The Law of Recovery of Preferential Transfers; "Can They Really Do This"?

        No area of bankruptcy law is less understood, and causes more shock and upset, than the law pertaining to the recovery of preferential transfers, referred to as "preferences". A businesses’ first exposure to the law of preferences usually comes when they receive an unpleasant letter, or a complaint initiating a lawsuit, from a bankruptcy trustee, or a debtor-in-possession in bankruptcy, demanding the return of a payment made on a legitimate debt by a company that later filed bankruptcy. Every attorney has heard the following hue and cry: "It was a legitimate debt, not fraudulent; Can they really do this? I got the complaint in the mail; can they do that? Is there any way to fight this? The answers are yes, yes and yes. The details follow.
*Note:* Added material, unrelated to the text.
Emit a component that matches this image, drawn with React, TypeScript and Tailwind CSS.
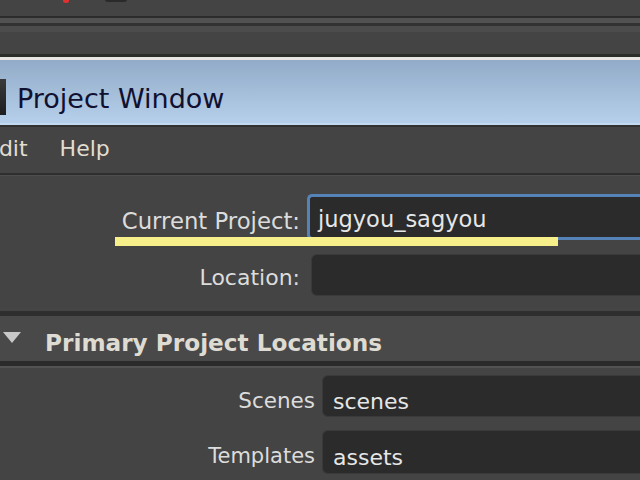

        Two things are helpful to a business facing a preference demand or lawsuit: 1) knowing that there is "method to the madness" regarding the recovery of preferences; 2) knowing that all is not lost, and that there are well established defenses which may be asserted even before a lawsuit is filed.

        Preference law exists due to the overriding principle in bankruptcy that all creditors with the same type of claim should be treated equally. When a company files bankruptcy, it is presumed that it was insolvent 90 days prior to the date of filing. In order that all creditors be treated equally, certain payments made by the debtor within 90 days of the bankruptcy filing can be brought back into the "pool", with the creditor receiving a claim against the bankruptcy estate equal to the amount that it was forced to "put back". In a nutshell, preference law exists to even the playing field between those that were preferred by receiving payments in the 90 days prior to bankruptcy (thus the term preferences), and those who did not. The concept is that creditors, preferred and non-preferred, should share and share alike.

        The payment is a preference if it was a transfer of property of the company that filed bankruptcy: 1) to or for the benefit of a creditor; 2) on account of a pre-existing debt; 3) made within 90 days of the bankruptcy filing (or 1 year if the transferee was a relative or entity closely related to the debtor); 4) while the debtor was insolvent; 5) which allowed the transferee to receive more than it would have received in a chapter 7 bankruptcy case if the transfer had not been made.

        Congress has granted the Bankruptcy Courts jurisdiction over any person who has received a preference. Service of process can be accomplished by first class mail; personal service of the summons and complaint on the transferee is not required.

        A company which is the target of a preference action or demand does have defenses which are built in to the Bankruptcy Code. These are:

  1. Contemporary Exchange of New Value. This applies when the transfer of money from the debtor to the transferee was accompanied by a transfer of value from the transferee to the debtor. Example: a cash sale.

  2. Ordinary Course of Business. This is the "softest" and most difficult defense to prove. It applies when the payment meets three separate standards of "ordinariness". Example: a payment within the terms of the invoice.

  3. Subsequent Advance: This defense applies when the transferee advanced value to the debtor after the original transfer. For any amount which is a preference, the transferee is given a dollar-for-dollar credit for all amounts advanced to the debtor after the initial transfer. Example: after receiving a payment from the debtor within 90 days of bankruptcy, the transferee ships additional merchandise to the debtor. The transferee is given a dollar-for-dollar credit for the invoiced value of the merchandise shipped. This applies whether or not the transferee was ever paid for the subsequent advances prior to the debtor’s bankruptcy case.

        The foregoing is a very basic description of the law of preferences, and is not meant to be taken as legal advice in any specific instance. Consult an attorney knowledgeable regarding preferences in bankruptcy for advice regarding specific maters.